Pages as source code
================================

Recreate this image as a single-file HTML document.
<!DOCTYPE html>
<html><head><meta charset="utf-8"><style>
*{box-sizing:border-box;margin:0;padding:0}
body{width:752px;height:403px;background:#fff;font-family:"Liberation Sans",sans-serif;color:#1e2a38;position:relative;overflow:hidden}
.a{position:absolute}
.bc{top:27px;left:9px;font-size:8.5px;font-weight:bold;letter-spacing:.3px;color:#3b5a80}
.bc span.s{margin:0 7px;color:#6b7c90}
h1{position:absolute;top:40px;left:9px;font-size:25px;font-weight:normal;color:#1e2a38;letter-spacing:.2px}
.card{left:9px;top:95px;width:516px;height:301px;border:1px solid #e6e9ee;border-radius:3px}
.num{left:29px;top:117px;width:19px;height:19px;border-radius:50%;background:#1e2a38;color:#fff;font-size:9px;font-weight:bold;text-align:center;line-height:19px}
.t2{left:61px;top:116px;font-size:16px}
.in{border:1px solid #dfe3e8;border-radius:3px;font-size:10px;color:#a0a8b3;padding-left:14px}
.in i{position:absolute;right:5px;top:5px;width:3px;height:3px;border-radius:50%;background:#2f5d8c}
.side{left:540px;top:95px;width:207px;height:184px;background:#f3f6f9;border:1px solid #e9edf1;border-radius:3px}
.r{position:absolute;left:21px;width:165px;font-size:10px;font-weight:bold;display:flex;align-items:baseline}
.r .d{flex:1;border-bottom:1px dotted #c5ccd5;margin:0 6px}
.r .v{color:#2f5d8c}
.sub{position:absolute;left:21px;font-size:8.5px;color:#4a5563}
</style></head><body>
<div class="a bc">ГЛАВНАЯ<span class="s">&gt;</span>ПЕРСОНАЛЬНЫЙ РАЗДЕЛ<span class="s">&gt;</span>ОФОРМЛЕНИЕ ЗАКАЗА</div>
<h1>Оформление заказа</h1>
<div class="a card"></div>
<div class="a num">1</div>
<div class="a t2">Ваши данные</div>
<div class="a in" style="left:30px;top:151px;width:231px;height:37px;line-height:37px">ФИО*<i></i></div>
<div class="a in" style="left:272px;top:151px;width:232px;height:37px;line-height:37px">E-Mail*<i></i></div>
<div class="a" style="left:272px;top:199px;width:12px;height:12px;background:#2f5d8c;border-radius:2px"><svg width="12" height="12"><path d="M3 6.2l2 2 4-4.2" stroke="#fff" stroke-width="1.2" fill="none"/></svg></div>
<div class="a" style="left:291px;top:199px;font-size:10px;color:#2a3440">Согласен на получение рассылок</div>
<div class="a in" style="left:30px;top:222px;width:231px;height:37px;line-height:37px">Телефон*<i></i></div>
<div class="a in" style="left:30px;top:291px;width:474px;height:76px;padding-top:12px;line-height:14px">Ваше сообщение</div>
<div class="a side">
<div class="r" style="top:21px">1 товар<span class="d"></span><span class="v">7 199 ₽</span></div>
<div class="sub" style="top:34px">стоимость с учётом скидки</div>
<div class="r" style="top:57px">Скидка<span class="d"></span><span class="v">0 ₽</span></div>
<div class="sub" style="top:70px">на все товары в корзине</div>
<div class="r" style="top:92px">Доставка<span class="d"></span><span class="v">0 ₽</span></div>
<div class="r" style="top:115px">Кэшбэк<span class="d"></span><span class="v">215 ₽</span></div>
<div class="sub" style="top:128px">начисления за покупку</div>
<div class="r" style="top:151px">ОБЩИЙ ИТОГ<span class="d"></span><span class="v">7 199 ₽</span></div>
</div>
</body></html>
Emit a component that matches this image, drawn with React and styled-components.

================================

_Do this_
Can you reproduce all the material exactly?

_Exercise output_
Recreate this image as a single-file HTML document.
<!DOCTYPE html>
<html><head><meta charset="utf-8"><style>
*{box-sizing:border-box;margin:0;padding:0}
body{width:752px;height:403px;background:#fff;font-family:"Liberation Sans",sans-serif;color:#1e2a38;position:relative;overflow:hidden}
.a{position:absolute}
.bc{top:27px;left:9px;font-size:8.5px;font-weight:bold;letter-spacing:.3px;color:#3b5a80}
.bc span.s{margin:0 7px;color:#6b7c90}
h1{position:absolute;top:40px;left:9px;font-size:25px;font-weight:normal;color:#1e2a38;letter-spacing:.2px}
.card{left:9px;top:95px;width:516px;height:301px;border:1px solid #e6e9ee;border-radius:3px}
.num{left:29px;top:117px;width:19px;height:19px;border-radius:50%;background:#1e2a38;color:#fff;font-size:9px;font-weight:bold;text-align:center;line-height:19px}
.t2{left:61px;top:116px;font-size:16px}
.in{border:1px solid #dfe3e8;border-radius:3px;font-size:10px;color:#a0a8b3;padding-left:14px}
.in i{position:absolute;right:5px;top:5px;width:3px;height:3px;border-radius:50%;background:#2f5d8c}
.side{left:540px;top:95px;width:207px;height:184px;background:#f3f6f9;border:1px solid #e9edf1;border-radius:3px}
.r{position:absolute;left:21px;width:165px;font-size:10px;font-weight:bold;display:flex;align-items:baseline}
.r .d{flex:1;border-bottom:1px dotted #c5ccd5;margin:0 6px}
.r .v{color:#2f5d8c}
.sub{position:absolute;left:21px;font-size:8.5px;color:#4a5563}
</style></head><body>
<div class="a bc">ГЛАВНАЯ<span class="s">&gt;</span>ПЕРСОНАЛЬНЫЙ РАЗДЕЛ<span class="s">&gt;</span>ОФОРМЛЕНИЕ ЗАКАЗА</div>
<h1>Оформление заказа</h1>
<div class="a card"></div>
<div class="a num">1</div>
<div class="a t2">Ваши данные</div>
<div class="a in" style="left:30px;top:151px;width:231px;height:37px;line-height:37px">ФИО*<i></i></div>
<div class="a in" style="left:272px;top:151px;width:232px;height:37px;line-height:37px">E-Mail*<i></i></div>
<div class="a" style="left:272px;top:199px;width:12px;height:12px;background:#2f5d8c;border-radius:2px"><svg width="12" height="12"><path d="M3 6.2l2 2 4-4.2" stroke="#fff" stroke-width="1.2" fill="none"/></svg></div>
<div class="a" style="left:291px;top:199px;font-size:10px;color:#2a3440">Согласен на получение рассылок</div>
<div class="a in" style="left:30px;top:222px;width:231px;height:37px;line-height:37px">Телефон*<i></i></div>
<div class="a in" style="left:30px;top:291px;width:474px;height:76px;padding-top:12px;line-height:14px">Ваше сообщение</div>
<div class="a side">
<div class="r" style="top:21px">1 товар<span class="d"></span><span class="v">7 199 ₽</span></div>
<div class="sub" style="top:34px">стоимость с учётом скидки</div>
<div class="r" style="top:57px">Скидка<span class="d"></span><span class="v">0 ₽</span></div>
<div class="sub" style="top:70px">на все товары в корзине</div>
<div class="r" style="top:92px">Доставка<span class="d"></span><span class="v">0 ₽</span></div>
<div class="r" style="top:115px">Кэшбэк<span class="d"></span><span class="v">215 ₽</span></div>
<div class="sub" style="top:128px">начисления за покупку</div>
<div class="r" style="top:151px">ОБЩИЙ ИТОГ<span class="d"></span><span class="v">7 199 ₽</span></div>
</div>
</body></html>
Emit a component that matches this image, drawn with React and styled-components.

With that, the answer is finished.